National Housing Concerns — A Different Reality in Cape Breton / North Eastern NS

Recent reports from CIBC suggest Canada’s housing market may be entering the early stages of a correction. Deputy chief economist Benjamin Tal recently described the situation bluntly: homes in many parts of the country are still too expensive to buy — but not profitable enough to build.

That paradox is showing up clearly in large urban markets such as Toronto and Vancouver. Condo construction is slowing, buyers are hesitating, and developers are becoming cautious about starting new projects. Even though the Canada Mortgage and Housing Corporation reported an increase in housing starts last year, economists warn those numbers may reflect projects approved long ago rather than what is happening today.

But here in Cape Breton and Northeast Nova Scotia, the situation looks quite different.

For decades our market has operated on a far more practical footing. Prices never climbed to the levels seen in Canada’s largest cities. Speculative condo building was never a major factor here. And new homes were rarely built simply for resale because the numbers often didn’t work.

In fact, all seasoned Realtors will tell you that by the time you factor in labour, materials, permits, and development costs, it has long been difficult to build a new home and sell it at a price the local market can support. That reality may not sound glamorous, but it has quietly protected our market from the boom-and-bust cycles seen elsewhere.

While major cities now worry about oversupply, our region still faces the opposite challenge: a shortage of good, well-maintained homes for sale.

Despite national headlines predicting housing weakness, the resale market in Cape Breton and Northeast Nova Scotia continues to move at a steady pace. Homes priced appropriately are selling. Waterfront properties, rural homes, and lifestyle properties continue to attract interest. Buyers are still coming from Ontario, Alberta, the United States, and increasingly from Europe.

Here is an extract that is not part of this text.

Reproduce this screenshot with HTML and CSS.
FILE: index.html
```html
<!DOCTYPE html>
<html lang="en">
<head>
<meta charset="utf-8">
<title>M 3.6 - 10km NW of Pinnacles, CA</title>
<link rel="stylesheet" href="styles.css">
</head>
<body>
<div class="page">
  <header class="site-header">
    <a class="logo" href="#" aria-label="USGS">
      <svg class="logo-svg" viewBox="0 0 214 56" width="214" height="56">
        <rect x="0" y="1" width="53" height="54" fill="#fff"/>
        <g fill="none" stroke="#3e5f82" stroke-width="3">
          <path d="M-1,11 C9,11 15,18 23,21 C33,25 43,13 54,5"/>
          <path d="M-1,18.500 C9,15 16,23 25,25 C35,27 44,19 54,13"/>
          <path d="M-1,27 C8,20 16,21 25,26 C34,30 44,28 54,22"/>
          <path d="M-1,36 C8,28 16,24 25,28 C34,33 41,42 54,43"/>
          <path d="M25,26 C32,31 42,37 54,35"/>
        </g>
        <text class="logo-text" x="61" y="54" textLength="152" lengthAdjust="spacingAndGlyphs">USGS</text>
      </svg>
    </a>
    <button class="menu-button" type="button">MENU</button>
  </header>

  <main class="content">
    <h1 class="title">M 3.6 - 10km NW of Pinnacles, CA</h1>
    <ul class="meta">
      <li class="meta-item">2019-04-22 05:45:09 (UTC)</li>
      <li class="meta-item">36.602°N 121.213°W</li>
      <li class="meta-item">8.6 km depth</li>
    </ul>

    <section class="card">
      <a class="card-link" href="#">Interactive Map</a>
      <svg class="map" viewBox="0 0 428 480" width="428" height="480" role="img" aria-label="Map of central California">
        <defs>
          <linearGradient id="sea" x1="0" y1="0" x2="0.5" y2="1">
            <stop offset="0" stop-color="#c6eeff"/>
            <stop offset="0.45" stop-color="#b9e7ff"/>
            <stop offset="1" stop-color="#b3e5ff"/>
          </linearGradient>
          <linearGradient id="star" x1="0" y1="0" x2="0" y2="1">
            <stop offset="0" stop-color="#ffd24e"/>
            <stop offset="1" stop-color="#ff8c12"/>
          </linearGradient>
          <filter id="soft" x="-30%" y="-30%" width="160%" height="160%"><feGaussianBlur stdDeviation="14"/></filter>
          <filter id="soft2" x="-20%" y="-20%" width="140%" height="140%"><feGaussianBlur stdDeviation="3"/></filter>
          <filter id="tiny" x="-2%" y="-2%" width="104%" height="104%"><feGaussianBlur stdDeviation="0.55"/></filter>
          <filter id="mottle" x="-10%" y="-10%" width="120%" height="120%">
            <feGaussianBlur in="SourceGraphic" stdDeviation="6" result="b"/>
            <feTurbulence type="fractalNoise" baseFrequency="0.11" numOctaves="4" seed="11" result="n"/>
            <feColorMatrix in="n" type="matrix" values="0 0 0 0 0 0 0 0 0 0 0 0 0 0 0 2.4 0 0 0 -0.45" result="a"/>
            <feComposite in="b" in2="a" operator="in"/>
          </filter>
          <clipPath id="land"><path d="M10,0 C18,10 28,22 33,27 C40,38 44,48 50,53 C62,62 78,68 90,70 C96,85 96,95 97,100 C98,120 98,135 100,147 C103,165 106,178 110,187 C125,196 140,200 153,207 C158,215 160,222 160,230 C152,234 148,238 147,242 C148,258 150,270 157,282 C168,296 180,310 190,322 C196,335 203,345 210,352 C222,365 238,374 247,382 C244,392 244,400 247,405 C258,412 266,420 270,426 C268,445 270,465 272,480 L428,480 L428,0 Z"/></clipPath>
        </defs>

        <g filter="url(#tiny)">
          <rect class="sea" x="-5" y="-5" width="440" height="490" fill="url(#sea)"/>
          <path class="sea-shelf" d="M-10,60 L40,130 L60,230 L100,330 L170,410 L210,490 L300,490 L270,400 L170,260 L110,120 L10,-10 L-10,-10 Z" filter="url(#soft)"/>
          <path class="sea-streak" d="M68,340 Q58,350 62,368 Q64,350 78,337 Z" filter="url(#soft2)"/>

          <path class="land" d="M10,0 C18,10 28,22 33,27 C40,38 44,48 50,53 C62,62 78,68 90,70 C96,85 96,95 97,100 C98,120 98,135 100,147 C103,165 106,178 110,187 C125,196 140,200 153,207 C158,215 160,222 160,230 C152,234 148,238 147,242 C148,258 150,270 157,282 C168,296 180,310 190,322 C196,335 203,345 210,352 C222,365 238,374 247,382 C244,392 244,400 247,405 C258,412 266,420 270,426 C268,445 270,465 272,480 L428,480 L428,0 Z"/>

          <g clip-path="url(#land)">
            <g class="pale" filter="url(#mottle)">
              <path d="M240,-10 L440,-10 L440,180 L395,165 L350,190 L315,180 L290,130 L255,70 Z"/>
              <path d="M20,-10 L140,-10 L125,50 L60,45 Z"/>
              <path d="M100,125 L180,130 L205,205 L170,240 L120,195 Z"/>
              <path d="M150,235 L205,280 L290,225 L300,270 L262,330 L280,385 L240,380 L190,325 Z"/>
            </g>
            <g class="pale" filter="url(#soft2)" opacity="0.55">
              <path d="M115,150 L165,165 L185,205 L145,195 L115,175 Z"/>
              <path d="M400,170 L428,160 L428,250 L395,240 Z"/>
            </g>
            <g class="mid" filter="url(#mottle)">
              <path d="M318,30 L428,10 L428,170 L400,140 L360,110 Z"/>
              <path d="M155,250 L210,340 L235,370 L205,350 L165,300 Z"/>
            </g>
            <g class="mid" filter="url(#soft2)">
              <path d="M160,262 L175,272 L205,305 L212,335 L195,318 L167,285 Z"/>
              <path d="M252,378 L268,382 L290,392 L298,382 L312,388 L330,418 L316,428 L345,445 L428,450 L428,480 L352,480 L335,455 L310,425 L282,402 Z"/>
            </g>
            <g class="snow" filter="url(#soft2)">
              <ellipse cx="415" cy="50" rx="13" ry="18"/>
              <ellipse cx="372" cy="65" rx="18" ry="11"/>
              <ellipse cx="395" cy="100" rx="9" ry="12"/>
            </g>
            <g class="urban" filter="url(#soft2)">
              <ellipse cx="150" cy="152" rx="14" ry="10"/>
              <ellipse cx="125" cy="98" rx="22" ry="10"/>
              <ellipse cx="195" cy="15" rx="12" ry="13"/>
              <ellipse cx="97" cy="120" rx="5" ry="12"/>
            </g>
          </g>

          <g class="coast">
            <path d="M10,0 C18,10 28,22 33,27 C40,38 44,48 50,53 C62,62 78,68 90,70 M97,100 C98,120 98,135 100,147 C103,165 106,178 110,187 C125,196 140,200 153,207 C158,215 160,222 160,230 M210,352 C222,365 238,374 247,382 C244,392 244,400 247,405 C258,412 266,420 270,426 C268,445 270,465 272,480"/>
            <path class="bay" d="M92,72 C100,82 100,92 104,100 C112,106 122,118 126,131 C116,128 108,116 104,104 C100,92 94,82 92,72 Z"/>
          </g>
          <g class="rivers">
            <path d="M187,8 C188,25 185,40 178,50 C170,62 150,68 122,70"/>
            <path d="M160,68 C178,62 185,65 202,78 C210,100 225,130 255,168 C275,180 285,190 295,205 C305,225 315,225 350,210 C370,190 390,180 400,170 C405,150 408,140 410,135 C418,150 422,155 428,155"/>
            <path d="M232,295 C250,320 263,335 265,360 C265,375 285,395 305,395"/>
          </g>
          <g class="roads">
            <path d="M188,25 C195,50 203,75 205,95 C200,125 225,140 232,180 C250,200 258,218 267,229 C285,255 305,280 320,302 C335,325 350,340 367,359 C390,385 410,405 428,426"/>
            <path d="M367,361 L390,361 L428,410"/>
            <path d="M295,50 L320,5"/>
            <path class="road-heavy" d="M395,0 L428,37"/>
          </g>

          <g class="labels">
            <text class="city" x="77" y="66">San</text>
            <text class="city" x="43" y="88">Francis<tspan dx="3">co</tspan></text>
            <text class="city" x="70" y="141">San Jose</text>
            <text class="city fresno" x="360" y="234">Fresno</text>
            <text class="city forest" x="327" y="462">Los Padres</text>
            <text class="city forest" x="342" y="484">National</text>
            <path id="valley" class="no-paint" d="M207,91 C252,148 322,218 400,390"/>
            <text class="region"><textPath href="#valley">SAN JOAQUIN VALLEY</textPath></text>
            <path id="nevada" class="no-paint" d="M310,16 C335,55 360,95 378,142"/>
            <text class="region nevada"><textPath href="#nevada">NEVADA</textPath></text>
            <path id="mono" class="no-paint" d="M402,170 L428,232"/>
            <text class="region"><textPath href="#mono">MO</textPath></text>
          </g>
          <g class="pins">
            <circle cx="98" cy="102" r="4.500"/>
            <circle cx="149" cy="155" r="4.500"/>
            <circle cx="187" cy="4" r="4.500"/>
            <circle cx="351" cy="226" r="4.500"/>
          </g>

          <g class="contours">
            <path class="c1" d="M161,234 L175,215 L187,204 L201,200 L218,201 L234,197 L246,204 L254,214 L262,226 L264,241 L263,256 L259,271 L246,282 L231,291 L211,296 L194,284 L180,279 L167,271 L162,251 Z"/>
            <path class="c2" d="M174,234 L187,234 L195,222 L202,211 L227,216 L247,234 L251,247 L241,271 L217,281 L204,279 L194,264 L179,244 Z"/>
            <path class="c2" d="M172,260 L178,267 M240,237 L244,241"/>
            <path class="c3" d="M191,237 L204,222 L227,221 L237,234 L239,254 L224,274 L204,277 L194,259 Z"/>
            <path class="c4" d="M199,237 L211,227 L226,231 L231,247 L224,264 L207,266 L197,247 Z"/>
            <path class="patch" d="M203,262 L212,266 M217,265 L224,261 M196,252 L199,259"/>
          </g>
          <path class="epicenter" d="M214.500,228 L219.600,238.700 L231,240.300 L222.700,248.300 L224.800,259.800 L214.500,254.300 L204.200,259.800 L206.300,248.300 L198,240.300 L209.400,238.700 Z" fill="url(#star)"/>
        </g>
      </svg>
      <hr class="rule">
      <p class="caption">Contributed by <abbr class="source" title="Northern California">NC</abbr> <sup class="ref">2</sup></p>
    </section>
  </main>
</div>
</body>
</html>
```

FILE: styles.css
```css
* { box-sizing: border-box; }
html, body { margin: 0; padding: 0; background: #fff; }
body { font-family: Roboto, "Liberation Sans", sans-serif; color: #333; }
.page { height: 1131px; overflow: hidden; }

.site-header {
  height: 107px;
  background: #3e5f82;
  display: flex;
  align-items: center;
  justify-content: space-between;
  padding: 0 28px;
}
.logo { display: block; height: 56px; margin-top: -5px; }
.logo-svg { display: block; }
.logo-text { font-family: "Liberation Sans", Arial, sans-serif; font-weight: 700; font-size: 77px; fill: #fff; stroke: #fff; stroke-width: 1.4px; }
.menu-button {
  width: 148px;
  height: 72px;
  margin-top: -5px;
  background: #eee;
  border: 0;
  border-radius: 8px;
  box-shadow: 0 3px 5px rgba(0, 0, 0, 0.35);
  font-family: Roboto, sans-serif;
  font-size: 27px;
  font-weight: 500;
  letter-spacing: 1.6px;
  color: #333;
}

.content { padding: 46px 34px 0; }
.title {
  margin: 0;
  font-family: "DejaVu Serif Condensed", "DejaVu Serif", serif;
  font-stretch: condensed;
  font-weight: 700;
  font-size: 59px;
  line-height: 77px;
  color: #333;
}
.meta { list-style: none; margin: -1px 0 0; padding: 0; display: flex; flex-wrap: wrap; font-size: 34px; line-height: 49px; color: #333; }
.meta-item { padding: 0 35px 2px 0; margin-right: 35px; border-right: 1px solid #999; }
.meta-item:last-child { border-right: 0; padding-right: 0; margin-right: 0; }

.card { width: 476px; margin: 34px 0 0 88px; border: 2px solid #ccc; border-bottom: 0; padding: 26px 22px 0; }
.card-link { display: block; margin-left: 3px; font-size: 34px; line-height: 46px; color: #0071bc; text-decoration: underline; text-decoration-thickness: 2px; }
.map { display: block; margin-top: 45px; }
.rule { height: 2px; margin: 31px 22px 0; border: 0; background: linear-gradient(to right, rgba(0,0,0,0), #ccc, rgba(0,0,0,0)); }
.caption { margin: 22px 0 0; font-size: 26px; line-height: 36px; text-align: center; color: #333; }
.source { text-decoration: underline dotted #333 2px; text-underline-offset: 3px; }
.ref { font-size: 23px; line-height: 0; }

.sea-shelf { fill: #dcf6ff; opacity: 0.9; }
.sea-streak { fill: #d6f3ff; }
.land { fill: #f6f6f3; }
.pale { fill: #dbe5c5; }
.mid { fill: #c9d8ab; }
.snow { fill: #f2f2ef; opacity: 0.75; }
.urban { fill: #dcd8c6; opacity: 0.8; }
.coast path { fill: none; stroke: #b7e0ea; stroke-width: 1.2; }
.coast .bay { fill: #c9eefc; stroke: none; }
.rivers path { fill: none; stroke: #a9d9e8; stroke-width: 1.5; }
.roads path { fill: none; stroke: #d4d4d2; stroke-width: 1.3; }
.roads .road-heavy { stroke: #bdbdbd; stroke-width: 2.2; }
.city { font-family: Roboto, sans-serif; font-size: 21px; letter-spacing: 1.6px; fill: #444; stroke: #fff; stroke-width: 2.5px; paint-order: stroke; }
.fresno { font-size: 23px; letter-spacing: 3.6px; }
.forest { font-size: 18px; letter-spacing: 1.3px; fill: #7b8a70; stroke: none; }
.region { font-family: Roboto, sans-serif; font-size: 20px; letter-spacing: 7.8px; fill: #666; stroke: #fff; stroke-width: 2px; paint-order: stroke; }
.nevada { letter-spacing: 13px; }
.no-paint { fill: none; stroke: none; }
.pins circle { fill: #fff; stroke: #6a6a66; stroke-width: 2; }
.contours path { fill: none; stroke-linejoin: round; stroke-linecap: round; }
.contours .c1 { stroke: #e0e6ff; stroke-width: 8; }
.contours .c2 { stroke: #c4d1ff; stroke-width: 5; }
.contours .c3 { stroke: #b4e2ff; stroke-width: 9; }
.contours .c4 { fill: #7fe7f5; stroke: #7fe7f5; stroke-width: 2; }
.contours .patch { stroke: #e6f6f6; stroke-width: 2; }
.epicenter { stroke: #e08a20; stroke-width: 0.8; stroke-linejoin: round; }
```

And that is not surprising.

When someone living in a large urban centre compares the cost of housing, the contrast can be dramatic. A modest home in Toronto or Vancouver can easily exceed one million dollars. In our region, buyers can often purchase a home with land, water views, or even waterfront for a fraction of that.

But affordability is only part of the story.

We are living through a period of global uncertainty. Conflict in the Middle East, geopolitical tensions involving Russia and Europe, shifting trade relationships, and manufacturing jobs leaving parts of central Canada all contribute to a sense that the world is becoming less predictable.

In that environment, people reassess what matters.

  • Community matters.
  • Stability matters.
  • Quality of life matters.

Cape Breton and Northeast Nova Scotia offer all three.

We have natural beauty, space, and a pace of life that many people are actively seeking. Remote work has also changed the equation. For many professionals, living close to nature while maintaining a career connected to larger markets is no longer just a dream — it’s a realistic option.

None of this means our market is immune to economic forces. Higher interest rates and construction costs affect everyone. And if Canada wants to improve housing affordability nationally, governments will need to address the rising cost of building homes.

But the lesson from our region is an important one: stability matters.

Cape Breton’s real estate market was never driven by speculation or rapid price inflation. It has been built on real demand, real communities, and realistic values.

And in uncertain times, those fundamentals may turn out to be one of our greatest strengths.